The issue, however, was that the couple in question both had children from previous marriages; the usual advice for couples with these types of circumstances is to leave the assets of the first to die into a life interest trust for the survivor so as to protect these assets (from redirection after first death) for their children on the second death.
The question posed here by the clients was whether the ISA allowance could still pass if the clients left everything on the first death into a life interest trust for the survivor.
Whilst the legislation refers to the spouse needing to inherit the asset to utilise the husband’s ISA allowance and the word ‘inherit’ is defined as including under a will trust, it appears that the ISA allowance cannot pass into a life interest trust because the ownership of the ISA passes to trustees.
It seems that it is not therefore possible to leave ISAs on first death into a life interest trust and take advantage of the transferable ISA rules.
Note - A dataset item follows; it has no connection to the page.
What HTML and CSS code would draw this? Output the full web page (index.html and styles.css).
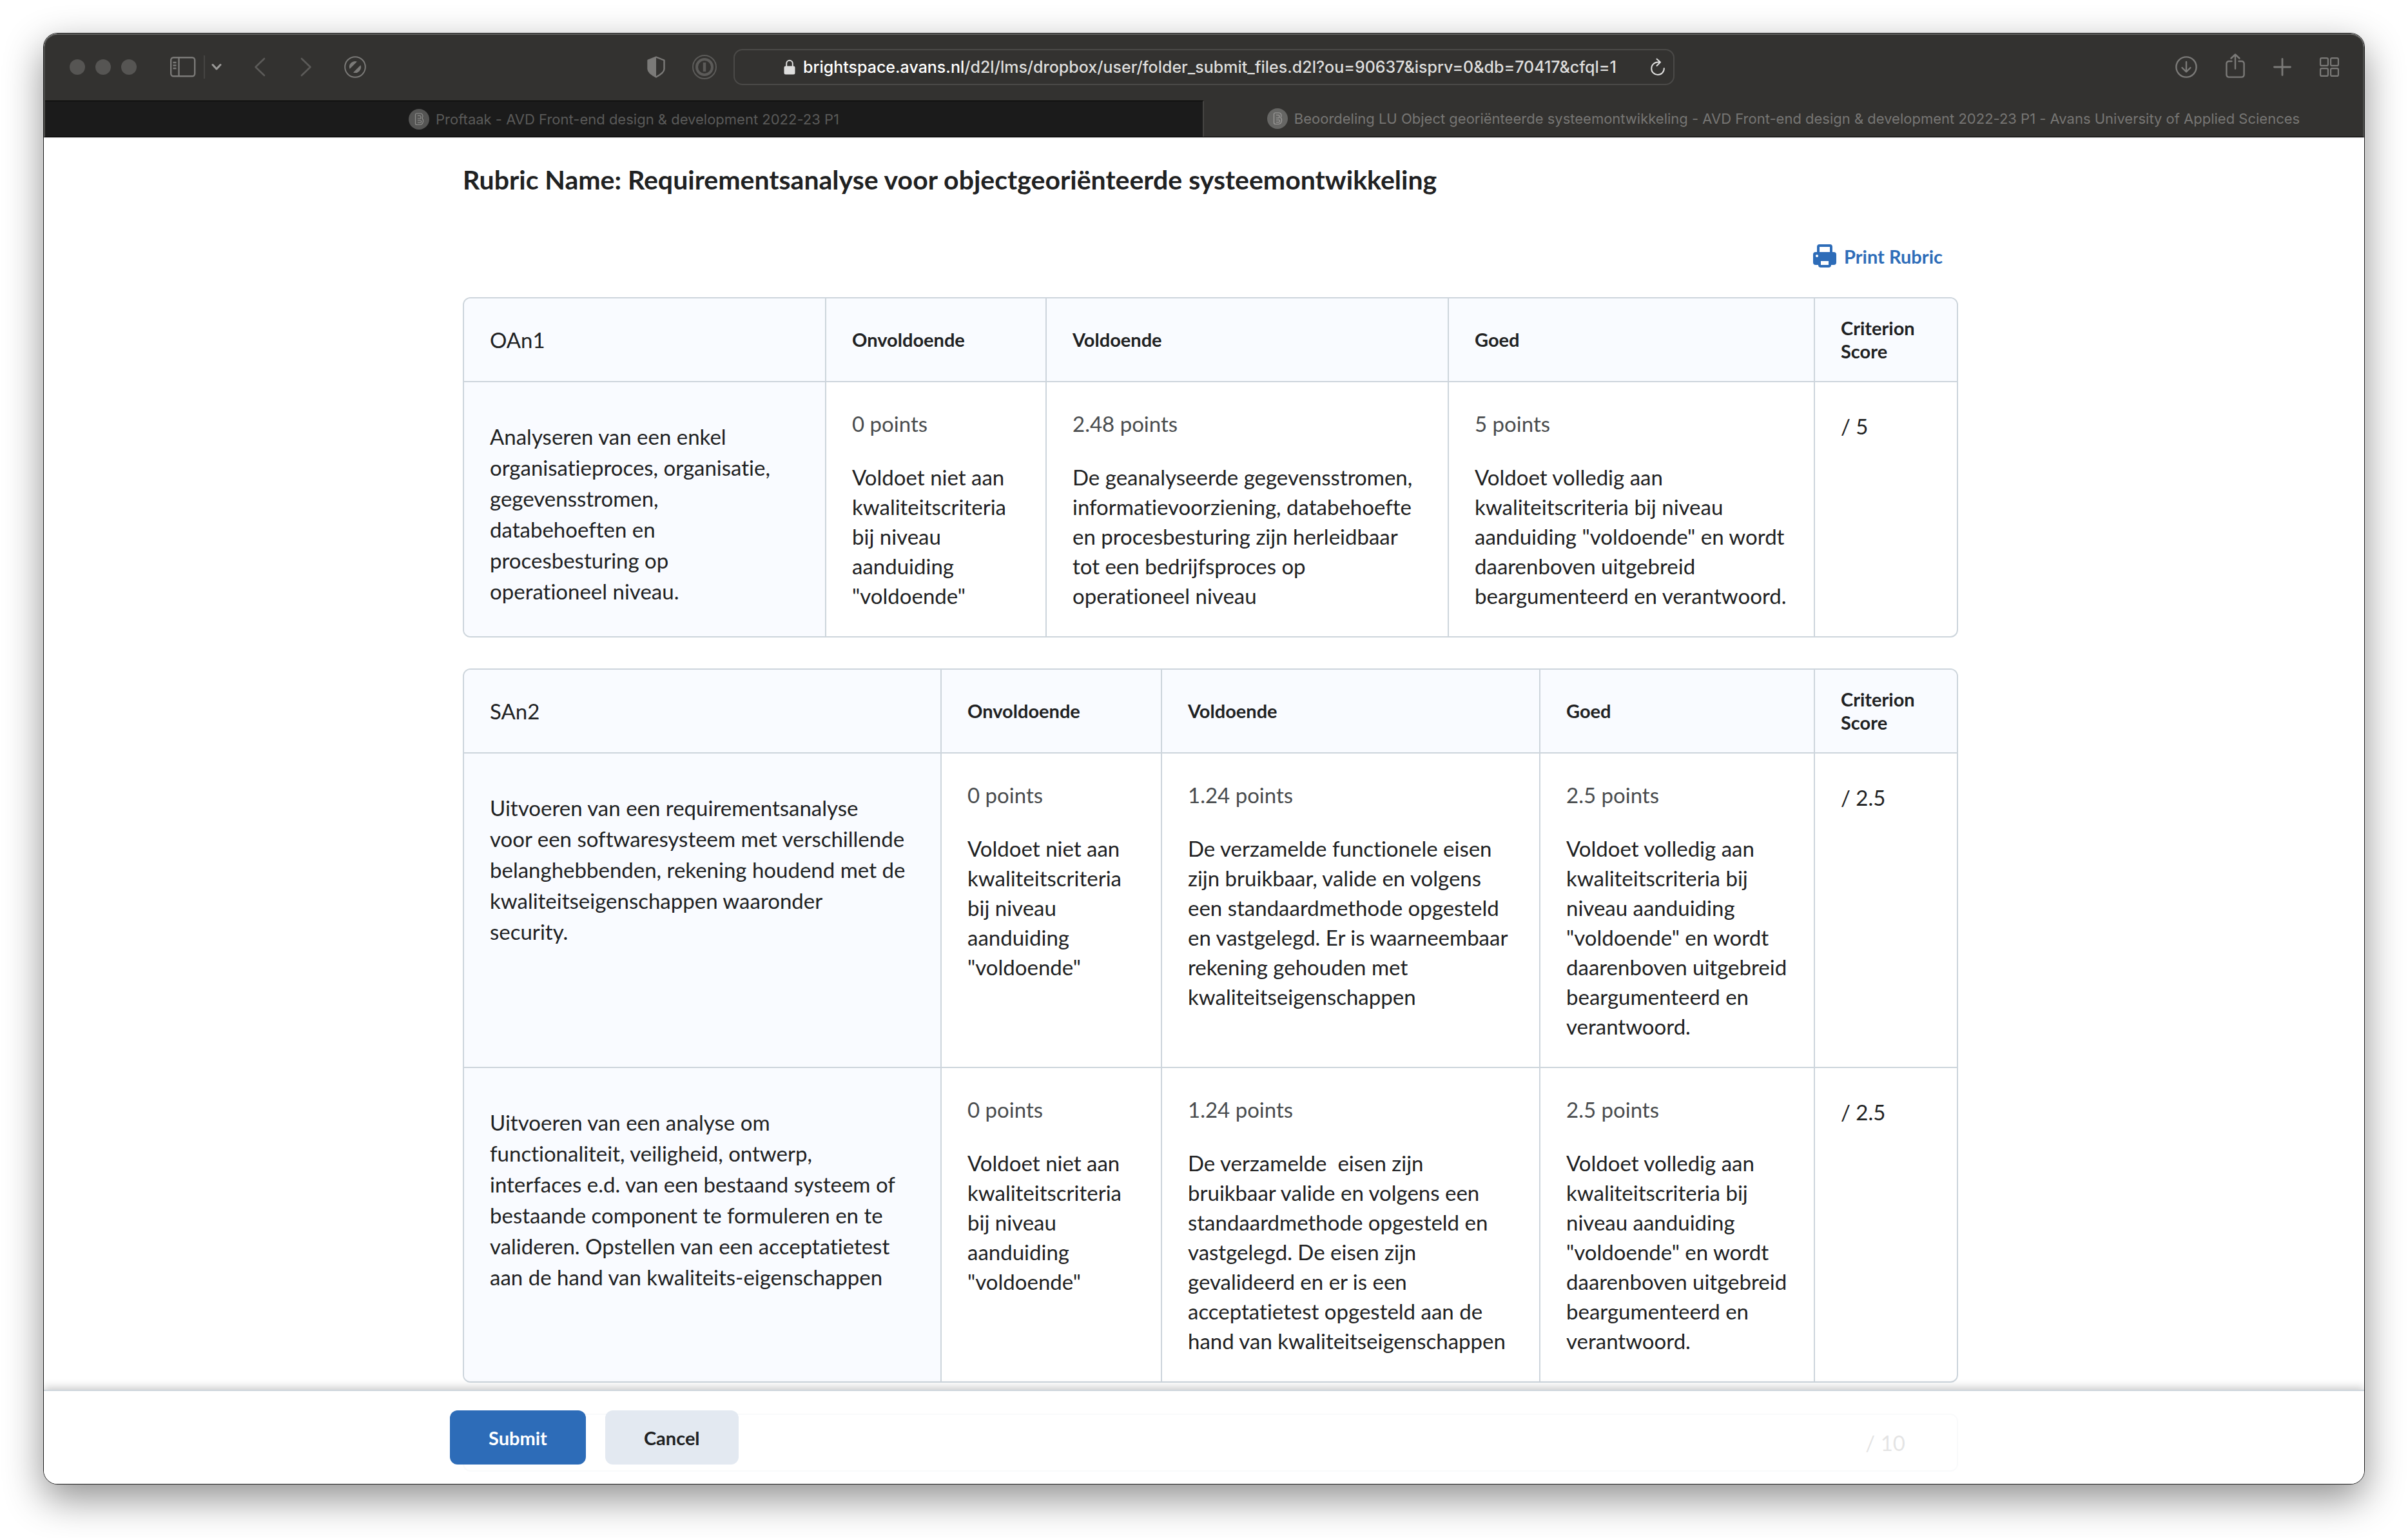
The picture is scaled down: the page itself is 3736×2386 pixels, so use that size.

In this case, the clients’ wills were structured to leave the ISA of the first to die outright to the survivor (to take advantage of the transferable ISA rules). Additionally, an expression of wishes was included specifying that he wanted a sum equal to that which the survivor inherited to pass under the survivor’s will to the children of the first to die on second death. Another alternative would have been to leave the ISA of the first to die into a fully discretionary trust which could have been varied within two years of death taking into account any particular circumstances at the time.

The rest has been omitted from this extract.